The attached images I just scanned from the owner's manual for our big bandsaw at work, one that have I used, maintained and taught on for nearly 20yrs. Its a Taiwanese one, rebadged Hare and Forbes, although the manual says Chung Kung (Model PBS-600). It is a good solid no-nonsense machine and has given great service for 20yrs. I had an after-market blade guide setup installed some years back, ex Hare and Forbes, although I had an engineer fit it, as there was a major mod needed. In all that time I have set the blade in the centre of the tyre.
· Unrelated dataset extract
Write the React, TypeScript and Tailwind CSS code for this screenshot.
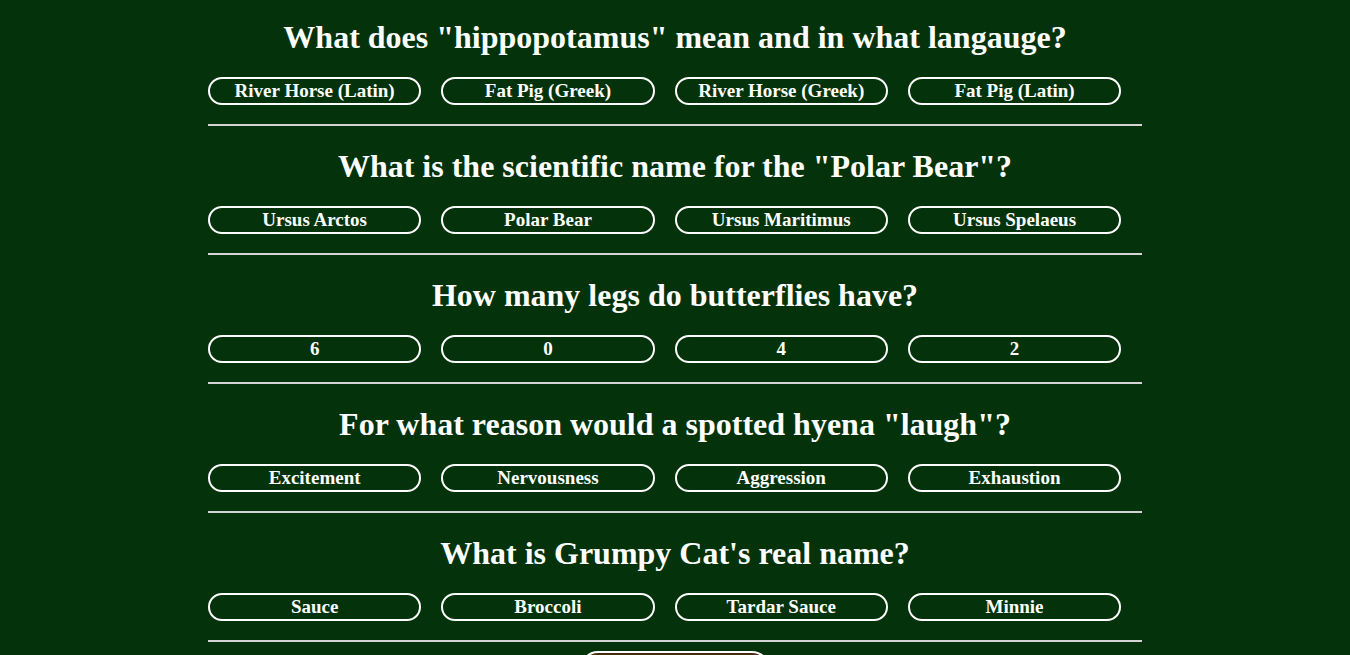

The manual has some dodgy illustrations, but the point is clear, the factory recommends the teeth of the blade protrude or overhang the front of the wheel by 3mm. And that a 1mm gap is maintained between the rear guide and the blade.
By my experience I know that with the blade centred (ie, sitting on the crown of the rubber), it is very difficult to prevent the blade touching the rear blade guide, as any pushing of the stock as you cut will push the blade rearwards. And yes, rubbing the blade, creating friction, making sparks, wearing guides etc. To counter that is a fine balancing act of getting the blade slightly forwards of centre, but not running off the wheel.
My supposition then, is that setting the blade as described in this manual would ensure the blade can't get pushed rearwards when cutting, and therefore maintains that 1mm gap from the guide. In essence it is held in place by the camber of the rubber tyre. What I don't quite get is how the blade will stay there without being spat off the front of the wheel! Please note, I haven't actually tried it...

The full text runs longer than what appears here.